* Begin DATA ENTRIES *
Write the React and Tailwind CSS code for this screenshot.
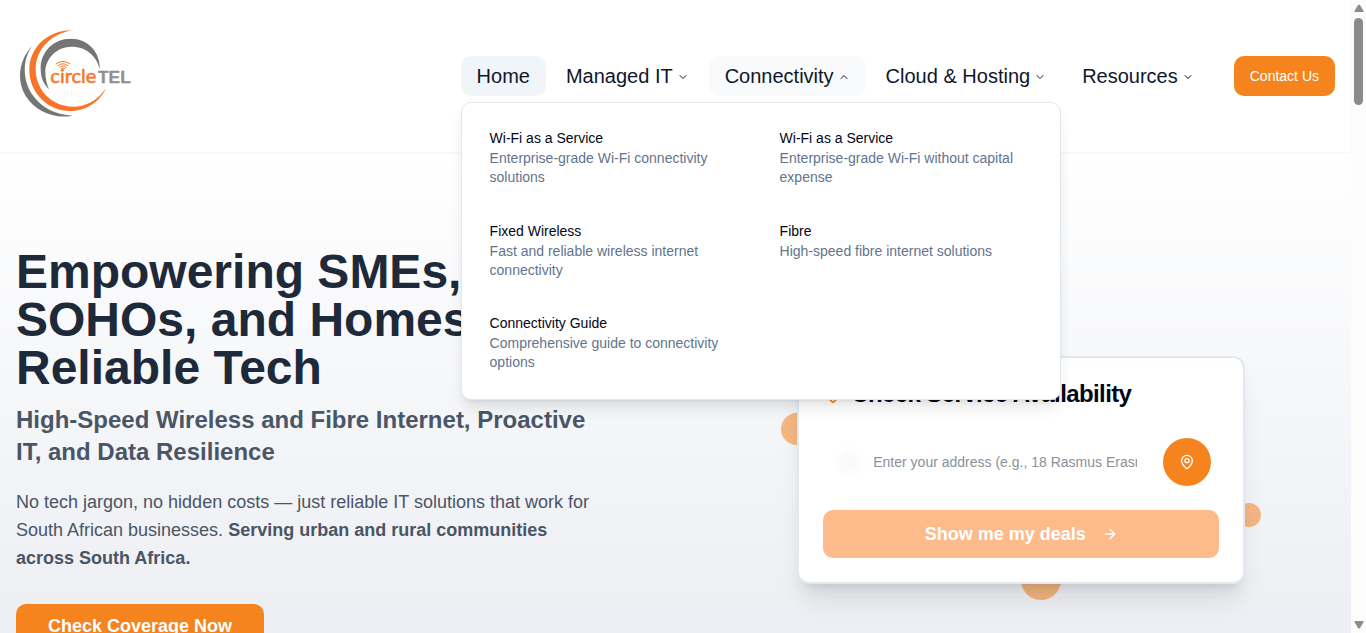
* End DATA ENTRIES *
* Begin DATA ENTRIES *
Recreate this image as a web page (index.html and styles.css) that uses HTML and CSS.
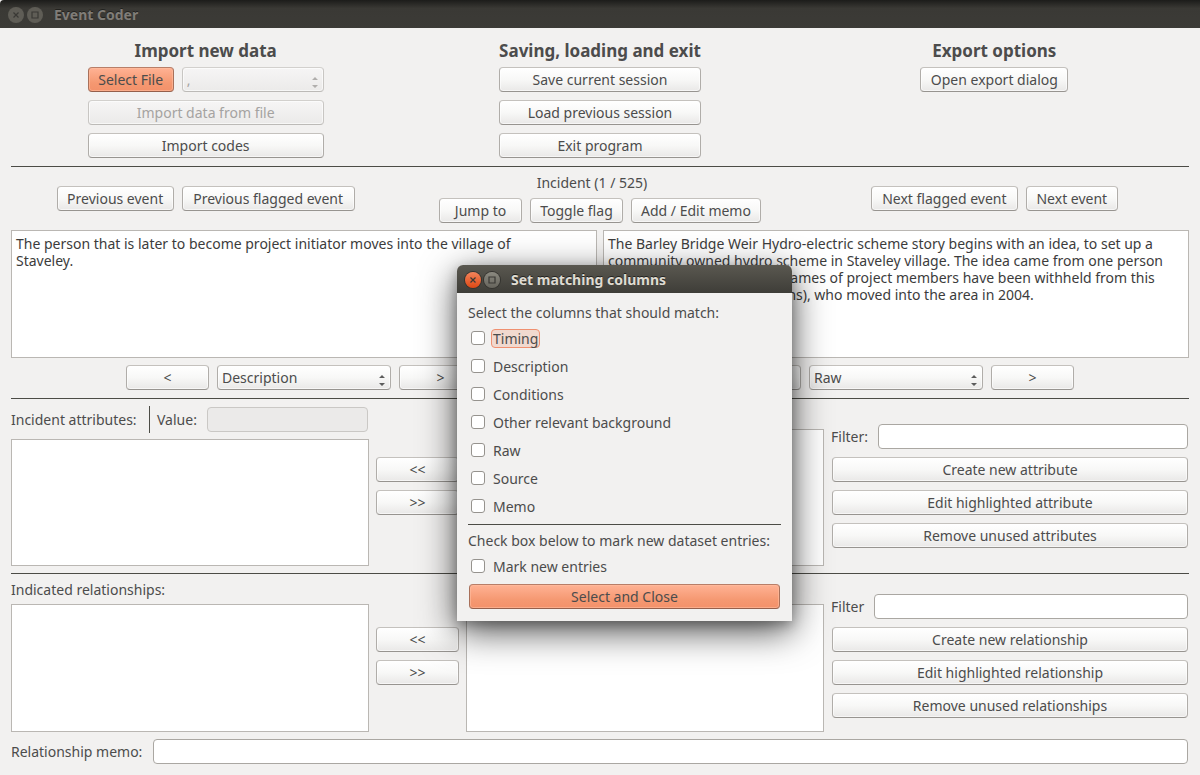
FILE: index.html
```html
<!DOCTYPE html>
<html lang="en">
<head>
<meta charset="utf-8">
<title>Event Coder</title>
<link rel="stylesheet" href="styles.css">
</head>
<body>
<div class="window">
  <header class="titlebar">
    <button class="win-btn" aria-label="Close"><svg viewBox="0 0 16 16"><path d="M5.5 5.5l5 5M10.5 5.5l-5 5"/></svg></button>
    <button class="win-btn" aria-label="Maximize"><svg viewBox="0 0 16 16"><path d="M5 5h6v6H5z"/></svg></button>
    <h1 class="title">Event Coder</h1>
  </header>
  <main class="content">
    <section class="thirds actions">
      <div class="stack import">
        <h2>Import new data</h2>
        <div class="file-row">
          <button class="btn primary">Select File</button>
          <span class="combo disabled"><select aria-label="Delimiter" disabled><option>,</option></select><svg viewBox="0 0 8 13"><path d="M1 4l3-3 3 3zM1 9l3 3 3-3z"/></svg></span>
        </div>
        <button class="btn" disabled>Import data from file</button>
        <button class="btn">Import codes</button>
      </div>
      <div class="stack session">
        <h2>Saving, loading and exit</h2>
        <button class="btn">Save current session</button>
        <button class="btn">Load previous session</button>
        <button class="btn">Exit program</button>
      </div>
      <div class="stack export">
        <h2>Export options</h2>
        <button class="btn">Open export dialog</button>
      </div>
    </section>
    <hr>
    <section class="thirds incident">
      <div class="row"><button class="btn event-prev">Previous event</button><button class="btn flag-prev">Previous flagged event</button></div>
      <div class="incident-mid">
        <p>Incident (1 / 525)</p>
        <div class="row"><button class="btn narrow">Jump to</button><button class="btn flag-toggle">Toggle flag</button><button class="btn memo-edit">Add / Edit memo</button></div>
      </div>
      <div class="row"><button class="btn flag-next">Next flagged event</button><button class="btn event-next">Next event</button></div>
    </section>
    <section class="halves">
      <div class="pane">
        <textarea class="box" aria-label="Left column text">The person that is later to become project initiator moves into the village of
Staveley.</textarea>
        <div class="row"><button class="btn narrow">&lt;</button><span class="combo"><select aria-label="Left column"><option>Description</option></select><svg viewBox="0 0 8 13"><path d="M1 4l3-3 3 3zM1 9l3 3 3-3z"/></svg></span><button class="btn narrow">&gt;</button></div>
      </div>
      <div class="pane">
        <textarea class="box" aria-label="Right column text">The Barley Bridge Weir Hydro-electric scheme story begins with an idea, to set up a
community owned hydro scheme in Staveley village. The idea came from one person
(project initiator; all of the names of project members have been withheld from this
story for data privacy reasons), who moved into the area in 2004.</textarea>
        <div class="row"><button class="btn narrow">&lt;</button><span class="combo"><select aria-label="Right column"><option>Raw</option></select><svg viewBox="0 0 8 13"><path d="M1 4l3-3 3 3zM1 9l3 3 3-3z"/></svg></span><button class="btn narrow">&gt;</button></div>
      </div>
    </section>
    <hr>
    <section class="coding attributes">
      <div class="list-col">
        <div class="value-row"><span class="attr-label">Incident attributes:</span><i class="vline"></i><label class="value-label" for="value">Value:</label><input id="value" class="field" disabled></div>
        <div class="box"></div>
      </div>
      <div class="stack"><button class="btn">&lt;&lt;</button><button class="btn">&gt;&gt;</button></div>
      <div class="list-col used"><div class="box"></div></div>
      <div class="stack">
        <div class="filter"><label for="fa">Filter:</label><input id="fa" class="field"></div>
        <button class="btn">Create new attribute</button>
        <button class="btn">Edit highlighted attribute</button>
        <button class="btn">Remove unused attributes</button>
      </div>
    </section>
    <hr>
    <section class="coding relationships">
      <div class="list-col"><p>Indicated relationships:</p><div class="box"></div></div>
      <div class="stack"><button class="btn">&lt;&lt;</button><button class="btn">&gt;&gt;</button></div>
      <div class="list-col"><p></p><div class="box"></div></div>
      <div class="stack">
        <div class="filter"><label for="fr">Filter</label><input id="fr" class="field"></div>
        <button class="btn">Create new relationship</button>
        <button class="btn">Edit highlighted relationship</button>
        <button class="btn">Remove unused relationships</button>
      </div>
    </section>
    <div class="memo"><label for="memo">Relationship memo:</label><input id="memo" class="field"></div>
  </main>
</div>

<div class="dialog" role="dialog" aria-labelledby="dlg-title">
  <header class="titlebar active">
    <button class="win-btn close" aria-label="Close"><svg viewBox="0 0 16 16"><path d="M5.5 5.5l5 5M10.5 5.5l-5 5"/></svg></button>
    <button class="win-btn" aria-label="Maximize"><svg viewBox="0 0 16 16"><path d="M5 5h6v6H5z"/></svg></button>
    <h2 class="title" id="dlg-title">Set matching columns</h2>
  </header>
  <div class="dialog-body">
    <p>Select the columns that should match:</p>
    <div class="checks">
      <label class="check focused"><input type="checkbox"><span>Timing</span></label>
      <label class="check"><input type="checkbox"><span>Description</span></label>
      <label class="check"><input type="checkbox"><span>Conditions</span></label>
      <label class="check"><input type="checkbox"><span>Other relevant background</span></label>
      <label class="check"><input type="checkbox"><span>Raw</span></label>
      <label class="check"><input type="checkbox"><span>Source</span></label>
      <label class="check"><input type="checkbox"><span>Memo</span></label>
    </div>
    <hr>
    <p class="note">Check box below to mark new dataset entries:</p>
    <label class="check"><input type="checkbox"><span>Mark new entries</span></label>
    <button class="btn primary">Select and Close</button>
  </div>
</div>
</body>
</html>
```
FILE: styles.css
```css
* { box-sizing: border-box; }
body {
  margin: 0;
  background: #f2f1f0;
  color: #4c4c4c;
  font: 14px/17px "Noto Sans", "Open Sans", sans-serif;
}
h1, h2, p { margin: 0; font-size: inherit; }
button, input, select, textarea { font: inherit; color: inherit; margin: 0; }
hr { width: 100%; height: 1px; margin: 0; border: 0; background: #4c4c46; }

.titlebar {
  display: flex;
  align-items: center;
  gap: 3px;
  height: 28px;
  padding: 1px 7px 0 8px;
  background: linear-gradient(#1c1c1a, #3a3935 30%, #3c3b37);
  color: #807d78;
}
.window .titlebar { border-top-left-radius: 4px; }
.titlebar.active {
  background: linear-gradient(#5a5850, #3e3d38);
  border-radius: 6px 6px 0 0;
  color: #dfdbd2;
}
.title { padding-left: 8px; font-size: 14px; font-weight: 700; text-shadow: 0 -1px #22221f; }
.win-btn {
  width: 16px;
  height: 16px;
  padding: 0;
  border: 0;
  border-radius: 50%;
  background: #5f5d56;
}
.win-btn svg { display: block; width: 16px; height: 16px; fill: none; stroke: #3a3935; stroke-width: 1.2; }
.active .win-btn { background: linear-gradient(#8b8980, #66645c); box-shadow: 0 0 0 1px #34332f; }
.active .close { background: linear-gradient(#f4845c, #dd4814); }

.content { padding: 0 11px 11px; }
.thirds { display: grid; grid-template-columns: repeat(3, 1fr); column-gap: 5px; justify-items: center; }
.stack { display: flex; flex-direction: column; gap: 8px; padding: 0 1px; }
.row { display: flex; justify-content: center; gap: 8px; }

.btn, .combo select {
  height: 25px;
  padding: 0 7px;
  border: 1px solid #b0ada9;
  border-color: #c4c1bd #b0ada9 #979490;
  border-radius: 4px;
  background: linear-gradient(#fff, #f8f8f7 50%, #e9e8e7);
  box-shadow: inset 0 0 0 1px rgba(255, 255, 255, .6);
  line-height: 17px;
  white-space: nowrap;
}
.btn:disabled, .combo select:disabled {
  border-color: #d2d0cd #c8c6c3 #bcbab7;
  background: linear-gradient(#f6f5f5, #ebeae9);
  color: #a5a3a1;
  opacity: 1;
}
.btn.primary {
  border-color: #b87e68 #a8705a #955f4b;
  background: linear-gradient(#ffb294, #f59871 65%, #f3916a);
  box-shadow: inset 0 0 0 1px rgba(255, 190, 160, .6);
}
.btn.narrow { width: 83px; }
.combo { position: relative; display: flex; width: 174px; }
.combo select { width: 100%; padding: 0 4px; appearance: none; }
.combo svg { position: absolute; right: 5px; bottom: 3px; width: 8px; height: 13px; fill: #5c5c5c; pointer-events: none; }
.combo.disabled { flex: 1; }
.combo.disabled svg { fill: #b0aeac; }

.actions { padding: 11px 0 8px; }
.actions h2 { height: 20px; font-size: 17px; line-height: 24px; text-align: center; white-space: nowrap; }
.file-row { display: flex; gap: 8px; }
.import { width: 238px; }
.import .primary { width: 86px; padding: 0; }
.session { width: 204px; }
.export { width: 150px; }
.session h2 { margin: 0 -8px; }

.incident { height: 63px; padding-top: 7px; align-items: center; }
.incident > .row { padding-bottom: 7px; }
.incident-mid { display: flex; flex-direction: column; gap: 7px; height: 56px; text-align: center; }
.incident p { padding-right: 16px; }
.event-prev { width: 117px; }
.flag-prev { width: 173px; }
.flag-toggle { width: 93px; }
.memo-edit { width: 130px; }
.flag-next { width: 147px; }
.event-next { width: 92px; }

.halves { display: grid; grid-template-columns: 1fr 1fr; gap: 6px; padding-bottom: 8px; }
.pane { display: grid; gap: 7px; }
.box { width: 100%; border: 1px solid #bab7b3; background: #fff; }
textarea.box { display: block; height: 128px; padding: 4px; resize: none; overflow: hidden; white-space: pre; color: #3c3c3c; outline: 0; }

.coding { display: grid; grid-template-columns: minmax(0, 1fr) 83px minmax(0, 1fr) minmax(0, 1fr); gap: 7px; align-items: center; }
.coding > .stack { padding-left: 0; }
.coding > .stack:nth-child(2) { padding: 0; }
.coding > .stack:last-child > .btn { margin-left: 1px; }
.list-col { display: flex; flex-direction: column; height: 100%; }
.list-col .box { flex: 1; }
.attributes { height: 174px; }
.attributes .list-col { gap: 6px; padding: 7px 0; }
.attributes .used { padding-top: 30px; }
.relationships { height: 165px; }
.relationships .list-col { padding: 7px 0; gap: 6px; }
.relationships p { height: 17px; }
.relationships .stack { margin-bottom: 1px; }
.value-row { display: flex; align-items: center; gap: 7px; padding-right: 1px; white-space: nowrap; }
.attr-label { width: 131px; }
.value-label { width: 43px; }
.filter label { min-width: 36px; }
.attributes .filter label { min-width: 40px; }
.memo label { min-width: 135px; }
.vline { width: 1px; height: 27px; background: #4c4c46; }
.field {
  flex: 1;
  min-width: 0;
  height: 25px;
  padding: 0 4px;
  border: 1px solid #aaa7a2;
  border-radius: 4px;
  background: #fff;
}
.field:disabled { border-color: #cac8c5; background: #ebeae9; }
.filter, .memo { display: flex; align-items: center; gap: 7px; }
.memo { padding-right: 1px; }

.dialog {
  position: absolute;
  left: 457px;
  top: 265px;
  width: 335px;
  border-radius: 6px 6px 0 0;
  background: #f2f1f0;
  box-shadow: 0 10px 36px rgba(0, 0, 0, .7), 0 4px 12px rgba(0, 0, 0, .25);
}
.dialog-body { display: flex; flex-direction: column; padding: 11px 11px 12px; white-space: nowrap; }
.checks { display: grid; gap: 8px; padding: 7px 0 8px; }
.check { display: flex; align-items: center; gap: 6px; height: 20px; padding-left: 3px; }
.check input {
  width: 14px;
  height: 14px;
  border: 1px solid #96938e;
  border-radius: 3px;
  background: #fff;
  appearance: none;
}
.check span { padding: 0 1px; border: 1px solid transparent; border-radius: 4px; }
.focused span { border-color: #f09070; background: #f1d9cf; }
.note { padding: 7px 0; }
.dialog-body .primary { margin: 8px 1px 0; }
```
* End DATA ENTRIES *
▶ [EXERCISE TASK]: From the listing above, pick out every line containing "that".

▶ [REPLY TO THE EXERCISE]:
Recreate this image as a web page (index.html and styles.css) that uses HTML and CSS.
        <textarea class="box" aria-label="Left column text">The person that is later to become project initiator moves into the village of
    <p>Select the columns that should match:</p>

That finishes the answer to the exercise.